### Written problem
Take every line that has the string "styles" and copy it out.

::::::::::

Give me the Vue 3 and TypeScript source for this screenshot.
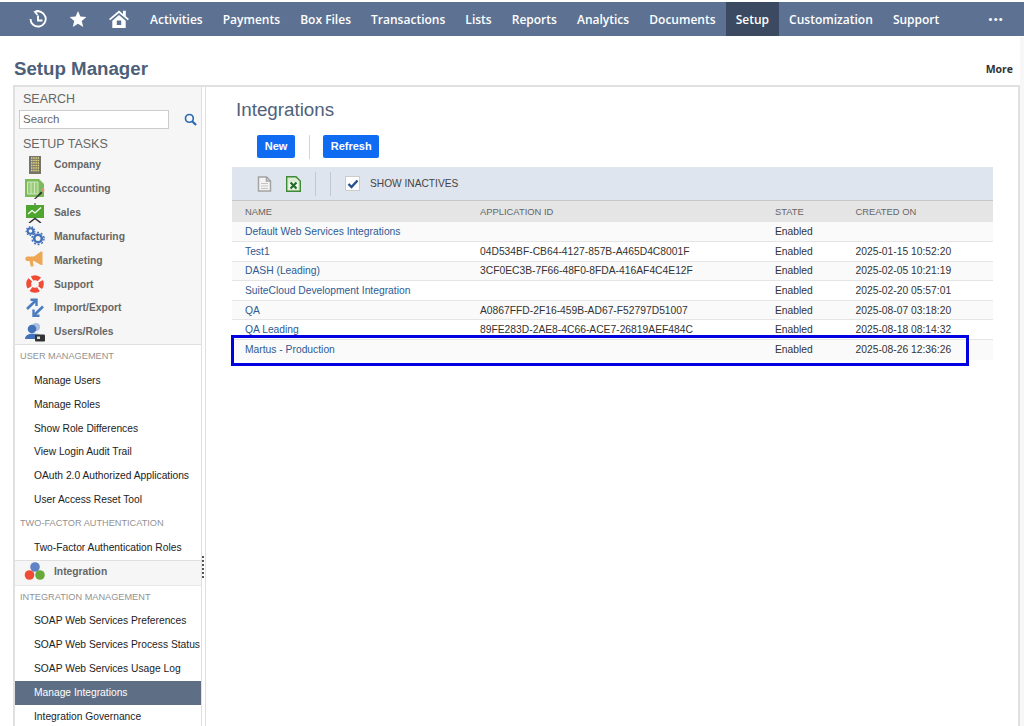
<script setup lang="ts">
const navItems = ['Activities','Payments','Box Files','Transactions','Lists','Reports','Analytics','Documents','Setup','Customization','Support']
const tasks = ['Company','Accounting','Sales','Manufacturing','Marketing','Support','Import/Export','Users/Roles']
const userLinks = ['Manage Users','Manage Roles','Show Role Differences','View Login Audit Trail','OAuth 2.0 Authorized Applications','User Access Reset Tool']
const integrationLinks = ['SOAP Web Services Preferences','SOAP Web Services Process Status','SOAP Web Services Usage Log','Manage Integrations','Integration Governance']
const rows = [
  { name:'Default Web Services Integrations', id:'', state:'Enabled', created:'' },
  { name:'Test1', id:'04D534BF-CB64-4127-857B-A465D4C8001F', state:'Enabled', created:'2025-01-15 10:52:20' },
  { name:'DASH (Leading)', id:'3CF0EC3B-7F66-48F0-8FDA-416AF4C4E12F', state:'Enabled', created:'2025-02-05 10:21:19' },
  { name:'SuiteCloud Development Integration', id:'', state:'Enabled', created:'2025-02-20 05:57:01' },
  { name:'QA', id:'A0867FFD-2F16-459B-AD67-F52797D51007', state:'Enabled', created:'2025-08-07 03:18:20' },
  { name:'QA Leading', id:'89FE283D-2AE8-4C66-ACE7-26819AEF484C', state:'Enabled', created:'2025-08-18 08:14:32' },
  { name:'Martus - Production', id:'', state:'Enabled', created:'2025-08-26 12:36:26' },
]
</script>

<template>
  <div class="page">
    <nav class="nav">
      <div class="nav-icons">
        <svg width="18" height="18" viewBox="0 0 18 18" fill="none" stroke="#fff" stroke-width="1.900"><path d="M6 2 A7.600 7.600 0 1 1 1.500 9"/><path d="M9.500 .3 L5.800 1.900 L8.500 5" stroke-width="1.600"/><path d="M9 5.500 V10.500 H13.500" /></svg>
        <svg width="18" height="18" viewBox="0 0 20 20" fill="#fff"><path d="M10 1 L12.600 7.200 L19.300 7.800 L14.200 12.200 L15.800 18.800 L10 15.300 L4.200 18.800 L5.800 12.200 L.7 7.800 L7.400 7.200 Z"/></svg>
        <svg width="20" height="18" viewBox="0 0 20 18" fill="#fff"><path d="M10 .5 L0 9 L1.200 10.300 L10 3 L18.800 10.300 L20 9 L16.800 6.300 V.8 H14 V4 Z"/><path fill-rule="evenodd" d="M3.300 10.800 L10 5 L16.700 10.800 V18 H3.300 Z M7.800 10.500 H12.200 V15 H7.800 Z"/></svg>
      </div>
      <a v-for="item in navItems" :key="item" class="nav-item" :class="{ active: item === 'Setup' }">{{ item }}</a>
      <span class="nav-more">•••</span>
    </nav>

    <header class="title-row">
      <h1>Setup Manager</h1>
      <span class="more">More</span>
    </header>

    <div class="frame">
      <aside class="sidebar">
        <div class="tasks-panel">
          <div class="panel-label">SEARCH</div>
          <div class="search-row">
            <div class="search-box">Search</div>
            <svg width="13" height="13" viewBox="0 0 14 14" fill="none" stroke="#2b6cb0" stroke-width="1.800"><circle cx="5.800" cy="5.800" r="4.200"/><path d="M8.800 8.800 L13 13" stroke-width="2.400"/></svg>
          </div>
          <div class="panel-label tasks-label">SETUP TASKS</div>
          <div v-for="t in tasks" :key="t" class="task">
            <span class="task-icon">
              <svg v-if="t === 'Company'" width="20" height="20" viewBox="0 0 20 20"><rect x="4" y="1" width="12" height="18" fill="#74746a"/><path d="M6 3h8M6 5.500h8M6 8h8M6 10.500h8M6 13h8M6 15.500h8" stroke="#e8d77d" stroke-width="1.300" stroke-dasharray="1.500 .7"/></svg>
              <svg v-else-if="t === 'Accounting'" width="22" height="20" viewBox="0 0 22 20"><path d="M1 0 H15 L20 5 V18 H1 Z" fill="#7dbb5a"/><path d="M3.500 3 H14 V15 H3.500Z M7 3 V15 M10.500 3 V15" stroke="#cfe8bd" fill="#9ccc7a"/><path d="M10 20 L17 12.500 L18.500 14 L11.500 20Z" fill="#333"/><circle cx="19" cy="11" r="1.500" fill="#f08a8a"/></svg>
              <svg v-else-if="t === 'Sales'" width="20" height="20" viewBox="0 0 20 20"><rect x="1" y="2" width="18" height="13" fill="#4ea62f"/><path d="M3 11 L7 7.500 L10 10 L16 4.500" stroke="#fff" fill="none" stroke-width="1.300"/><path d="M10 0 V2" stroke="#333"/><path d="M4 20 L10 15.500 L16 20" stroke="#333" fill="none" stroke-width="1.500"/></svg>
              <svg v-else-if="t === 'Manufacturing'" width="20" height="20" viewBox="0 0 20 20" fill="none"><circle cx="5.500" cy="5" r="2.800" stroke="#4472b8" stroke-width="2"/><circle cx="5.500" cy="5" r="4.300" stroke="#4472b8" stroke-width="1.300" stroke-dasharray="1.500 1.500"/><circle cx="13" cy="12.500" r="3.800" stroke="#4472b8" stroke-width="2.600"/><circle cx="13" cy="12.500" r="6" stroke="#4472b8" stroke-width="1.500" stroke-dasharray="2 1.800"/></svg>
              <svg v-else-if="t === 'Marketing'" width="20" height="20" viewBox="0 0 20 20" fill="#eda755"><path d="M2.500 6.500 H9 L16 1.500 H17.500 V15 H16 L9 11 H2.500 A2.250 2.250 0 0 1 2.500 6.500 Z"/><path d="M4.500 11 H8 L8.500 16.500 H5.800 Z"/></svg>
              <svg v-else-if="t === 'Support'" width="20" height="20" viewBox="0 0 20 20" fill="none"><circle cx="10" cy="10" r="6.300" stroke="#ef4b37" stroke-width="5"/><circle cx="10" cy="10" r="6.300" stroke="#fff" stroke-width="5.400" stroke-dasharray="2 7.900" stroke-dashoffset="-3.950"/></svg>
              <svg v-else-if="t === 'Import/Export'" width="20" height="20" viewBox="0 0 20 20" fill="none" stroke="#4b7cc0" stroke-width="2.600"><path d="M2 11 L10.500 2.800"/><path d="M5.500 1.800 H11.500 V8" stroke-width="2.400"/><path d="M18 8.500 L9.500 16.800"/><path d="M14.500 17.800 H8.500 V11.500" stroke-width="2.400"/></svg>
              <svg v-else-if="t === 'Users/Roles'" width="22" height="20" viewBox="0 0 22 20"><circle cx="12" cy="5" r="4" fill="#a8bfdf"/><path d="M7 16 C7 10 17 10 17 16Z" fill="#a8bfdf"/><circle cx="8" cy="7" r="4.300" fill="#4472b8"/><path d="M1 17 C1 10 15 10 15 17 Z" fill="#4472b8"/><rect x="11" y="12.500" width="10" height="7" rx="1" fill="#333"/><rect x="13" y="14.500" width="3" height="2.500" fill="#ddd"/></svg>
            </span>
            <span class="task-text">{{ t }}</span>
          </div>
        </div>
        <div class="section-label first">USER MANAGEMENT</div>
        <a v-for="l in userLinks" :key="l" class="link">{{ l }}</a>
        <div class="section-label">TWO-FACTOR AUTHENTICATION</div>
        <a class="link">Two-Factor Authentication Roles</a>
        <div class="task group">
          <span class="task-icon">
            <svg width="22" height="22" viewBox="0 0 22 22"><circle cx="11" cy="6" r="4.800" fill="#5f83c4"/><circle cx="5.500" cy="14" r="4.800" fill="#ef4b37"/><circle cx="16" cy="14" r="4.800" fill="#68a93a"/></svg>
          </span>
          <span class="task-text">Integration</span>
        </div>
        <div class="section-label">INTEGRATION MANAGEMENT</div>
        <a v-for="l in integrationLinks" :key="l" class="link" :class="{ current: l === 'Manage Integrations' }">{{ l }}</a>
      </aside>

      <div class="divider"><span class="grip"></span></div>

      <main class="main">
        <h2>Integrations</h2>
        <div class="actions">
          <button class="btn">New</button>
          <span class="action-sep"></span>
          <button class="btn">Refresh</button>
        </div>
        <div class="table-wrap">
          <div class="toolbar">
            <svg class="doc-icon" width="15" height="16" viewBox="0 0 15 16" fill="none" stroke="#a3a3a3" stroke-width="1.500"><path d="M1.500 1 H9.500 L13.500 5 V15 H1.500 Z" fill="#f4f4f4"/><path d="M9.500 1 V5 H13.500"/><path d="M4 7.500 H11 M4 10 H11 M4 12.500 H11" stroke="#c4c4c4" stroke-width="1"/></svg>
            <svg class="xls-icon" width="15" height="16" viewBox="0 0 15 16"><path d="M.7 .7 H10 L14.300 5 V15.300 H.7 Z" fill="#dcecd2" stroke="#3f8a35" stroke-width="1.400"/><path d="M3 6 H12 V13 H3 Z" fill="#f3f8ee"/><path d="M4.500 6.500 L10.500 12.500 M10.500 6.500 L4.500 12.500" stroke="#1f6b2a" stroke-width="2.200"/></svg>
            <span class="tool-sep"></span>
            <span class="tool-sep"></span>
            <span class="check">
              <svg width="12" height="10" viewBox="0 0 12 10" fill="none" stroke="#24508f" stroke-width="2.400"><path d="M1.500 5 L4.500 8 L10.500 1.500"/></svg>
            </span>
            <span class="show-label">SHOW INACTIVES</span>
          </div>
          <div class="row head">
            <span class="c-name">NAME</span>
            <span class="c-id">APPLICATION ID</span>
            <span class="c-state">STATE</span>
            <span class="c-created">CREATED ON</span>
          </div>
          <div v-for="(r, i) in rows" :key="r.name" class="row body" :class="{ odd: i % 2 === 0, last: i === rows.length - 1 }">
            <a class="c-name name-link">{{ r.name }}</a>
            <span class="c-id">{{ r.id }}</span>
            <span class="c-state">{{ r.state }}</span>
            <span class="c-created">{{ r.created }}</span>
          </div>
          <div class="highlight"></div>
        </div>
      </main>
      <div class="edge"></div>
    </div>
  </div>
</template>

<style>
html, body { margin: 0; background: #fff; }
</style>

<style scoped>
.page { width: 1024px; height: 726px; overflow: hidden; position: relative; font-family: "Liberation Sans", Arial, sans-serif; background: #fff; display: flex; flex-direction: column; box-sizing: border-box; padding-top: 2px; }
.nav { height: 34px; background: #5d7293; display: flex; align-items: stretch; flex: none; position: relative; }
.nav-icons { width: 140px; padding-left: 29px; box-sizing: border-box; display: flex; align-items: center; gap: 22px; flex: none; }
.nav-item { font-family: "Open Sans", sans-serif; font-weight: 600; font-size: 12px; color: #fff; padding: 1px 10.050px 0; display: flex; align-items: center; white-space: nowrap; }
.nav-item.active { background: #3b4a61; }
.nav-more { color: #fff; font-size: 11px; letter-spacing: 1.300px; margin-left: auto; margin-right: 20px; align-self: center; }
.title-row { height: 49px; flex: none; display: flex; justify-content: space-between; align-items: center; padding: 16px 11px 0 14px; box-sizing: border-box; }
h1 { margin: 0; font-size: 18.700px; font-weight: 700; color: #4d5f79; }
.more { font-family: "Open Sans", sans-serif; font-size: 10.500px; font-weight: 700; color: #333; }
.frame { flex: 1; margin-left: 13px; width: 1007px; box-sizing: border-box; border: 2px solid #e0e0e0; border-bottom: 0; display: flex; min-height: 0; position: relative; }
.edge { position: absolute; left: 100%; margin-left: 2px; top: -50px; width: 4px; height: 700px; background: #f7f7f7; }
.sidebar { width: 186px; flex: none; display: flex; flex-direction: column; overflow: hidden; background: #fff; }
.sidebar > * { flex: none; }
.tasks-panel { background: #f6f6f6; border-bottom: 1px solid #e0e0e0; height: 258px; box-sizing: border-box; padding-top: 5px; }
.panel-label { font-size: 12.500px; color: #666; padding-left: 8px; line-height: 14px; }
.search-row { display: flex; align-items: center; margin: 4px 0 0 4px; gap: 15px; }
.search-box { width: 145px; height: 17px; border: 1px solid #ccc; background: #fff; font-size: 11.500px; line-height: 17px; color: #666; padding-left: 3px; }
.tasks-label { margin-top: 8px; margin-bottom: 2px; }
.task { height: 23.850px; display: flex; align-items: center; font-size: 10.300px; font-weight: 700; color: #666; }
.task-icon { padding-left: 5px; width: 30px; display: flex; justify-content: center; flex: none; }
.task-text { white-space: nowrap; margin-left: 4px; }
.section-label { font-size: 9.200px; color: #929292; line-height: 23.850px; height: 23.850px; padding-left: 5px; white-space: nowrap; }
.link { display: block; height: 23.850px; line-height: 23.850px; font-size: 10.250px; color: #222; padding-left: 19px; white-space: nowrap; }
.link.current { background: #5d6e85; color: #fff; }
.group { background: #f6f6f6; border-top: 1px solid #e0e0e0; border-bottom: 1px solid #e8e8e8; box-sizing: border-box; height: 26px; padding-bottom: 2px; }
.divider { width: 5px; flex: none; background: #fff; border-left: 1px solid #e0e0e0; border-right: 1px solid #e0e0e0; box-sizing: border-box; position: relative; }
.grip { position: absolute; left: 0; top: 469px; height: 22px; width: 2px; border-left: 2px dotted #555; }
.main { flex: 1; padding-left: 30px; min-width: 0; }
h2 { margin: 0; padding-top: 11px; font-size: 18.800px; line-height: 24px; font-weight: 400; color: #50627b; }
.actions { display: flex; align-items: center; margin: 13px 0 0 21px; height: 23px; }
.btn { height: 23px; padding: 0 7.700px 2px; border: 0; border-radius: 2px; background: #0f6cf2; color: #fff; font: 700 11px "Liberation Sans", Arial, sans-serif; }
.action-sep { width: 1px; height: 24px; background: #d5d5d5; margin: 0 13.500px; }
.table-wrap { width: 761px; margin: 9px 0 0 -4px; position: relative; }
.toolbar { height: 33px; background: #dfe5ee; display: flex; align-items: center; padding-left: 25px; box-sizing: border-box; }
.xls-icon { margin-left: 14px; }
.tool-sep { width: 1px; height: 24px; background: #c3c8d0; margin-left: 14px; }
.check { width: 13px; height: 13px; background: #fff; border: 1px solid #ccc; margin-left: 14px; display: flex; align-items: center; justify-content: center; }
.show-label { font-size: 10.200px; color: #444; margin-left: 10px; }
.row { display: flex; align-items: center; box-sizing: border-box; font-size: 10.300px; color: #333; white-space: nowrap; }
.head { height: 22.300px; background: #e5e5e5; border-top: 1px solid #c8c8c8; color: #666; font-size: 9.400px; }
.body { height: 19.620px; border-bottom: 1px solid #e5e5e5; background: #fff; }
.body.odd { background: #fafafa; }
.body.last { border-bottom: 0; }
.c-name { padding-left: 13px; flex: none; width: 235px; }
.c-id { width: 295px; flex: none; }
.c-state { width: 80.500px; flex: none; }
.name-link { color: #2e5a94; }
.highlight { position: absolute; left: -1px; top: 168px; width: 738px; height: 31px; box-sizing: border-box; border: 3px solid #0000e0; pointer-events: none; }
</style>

::::::::::

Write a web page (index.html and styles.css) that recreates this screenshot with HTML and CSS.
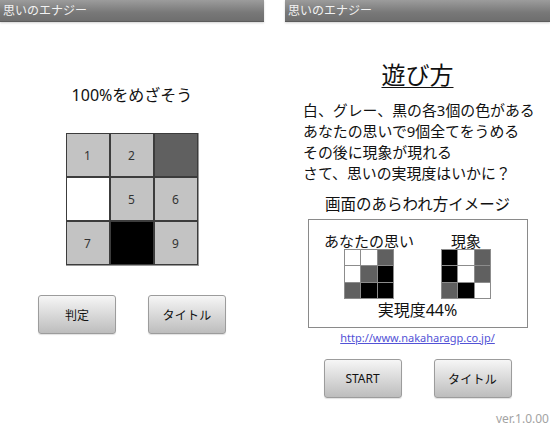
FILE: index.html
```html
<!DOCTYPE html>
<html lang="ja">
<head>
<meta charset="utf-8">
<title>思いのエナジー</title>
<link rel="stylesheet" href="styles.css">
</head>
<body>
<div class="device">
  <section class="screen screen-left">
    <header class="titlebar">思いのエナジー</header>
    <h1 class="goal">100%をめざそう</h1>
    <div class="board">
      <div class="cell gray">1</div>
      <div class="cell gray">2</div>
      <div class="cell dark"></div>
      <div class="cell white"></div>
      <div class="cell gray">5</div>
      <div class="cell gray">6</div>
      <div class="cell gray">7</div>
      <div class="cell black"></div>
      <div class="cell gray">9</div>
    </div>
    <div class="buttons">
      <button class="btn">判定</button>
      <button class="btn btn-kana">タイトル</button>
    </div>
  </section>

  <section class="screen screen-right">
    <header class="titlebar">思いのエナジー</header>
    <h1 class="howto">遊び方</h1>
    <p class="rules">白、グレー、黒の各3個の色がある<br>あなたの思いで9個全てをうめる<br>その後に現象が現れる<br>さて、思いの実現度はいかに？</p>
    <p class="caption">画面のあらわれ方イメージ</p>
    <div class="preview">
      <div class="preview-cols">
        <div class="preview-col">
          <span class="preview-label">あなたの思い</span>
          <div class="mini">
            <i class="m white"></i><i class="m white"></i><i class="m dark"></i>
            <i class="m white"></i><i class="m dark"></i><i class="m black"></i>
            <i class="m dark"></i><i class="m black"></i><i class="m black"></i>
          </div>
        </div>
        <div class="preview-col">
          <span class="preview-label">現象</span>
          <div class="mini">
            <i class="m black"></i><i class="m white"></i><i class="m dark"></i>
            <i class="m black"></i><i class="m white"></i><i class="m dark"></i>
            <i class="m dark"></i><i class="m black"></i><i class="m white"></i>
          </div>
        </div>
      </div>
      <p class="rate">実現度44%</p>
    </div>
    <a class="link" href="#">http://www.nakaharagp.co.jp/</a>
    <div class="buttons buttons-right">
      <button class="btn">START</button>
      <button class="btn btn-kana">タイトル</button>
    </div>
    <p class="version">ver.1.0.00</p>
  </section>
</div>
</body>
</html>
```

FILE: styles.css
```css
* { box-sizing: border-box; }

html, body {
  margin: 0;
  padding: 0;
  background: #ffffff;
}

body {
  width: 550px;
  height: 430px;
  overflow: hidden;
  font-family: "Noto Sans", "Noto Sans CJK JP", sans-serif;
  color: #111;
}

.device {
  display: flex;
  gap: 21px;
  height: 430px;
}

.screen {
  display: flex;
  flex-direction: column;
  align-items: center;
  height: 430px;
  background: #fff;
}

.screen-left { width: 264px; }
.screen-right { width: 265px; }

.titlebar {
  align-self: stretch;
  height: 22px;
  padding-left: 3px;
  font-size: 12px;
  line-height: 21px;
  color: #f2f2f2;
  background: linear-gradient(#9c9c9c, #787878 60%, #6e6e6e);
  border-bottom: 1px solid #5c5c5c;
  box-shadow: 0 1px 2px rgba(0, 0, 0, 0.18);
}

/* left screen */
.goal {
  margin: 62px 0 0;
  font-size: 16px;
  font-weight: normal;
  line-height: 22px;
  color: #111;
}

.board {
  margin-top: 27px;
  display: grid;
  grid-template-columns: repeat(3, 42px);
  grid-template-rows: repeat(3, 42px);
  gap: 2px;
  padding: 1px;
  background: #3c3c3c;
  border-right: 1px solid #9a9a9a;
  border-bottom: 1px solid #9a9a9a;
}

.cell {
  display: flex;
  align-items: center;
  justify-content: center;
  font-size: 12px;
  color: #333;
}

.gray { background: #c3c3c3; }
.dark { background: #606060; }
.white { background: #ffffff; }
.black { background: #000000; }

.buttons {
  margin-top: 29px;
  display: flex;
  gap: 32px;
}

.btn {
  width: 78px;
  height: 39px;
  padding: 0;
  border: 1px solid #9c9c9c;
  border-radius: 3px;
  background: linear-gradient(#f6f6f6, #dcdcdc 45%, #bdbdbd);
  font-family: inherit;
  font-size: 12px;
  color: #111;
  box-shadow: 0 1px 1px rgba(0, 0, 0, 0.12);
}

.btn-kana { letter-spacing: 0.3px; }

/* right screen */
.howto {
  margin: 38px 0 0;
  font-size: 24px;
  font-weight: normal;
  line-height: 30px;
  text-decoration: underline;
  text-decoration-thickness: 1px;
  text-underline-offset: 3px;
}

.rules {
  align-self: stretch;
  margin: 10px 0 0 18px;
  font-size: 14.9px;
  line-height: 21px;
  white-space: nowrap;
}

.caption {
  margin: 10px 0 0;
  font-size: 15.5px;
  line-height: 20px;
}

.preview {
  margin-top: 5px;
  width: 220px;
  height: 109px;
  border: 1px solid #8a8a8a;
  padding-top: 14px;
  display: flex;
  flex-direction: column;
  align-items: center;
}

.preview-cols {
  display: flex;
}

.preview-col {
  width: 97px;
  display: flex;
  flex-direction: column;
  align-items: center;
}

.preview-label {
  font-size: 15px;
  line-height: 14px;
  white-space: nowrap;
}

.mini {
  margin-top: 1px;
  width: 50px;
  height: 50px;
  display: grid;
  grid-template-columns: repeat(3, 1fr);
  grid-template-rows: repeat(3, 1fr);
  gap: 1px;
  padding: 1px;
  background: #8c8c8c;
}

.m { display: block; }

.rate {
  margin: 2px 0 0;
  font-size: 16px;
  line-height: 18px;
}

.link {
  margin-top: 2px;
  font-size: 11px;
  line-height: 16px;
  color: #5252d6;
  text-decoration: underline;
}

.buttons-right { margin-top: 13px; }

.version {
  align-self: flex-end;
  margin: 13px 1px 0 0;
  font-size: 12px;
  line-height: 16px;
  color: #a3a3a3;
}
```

::::::::::

### Output for this exercise
Write a web page (index.html and styles.css) that recreates this screenshot with HTML and CSS.
<link rel="stylesheet" href="styles.css">
FILE: styles.css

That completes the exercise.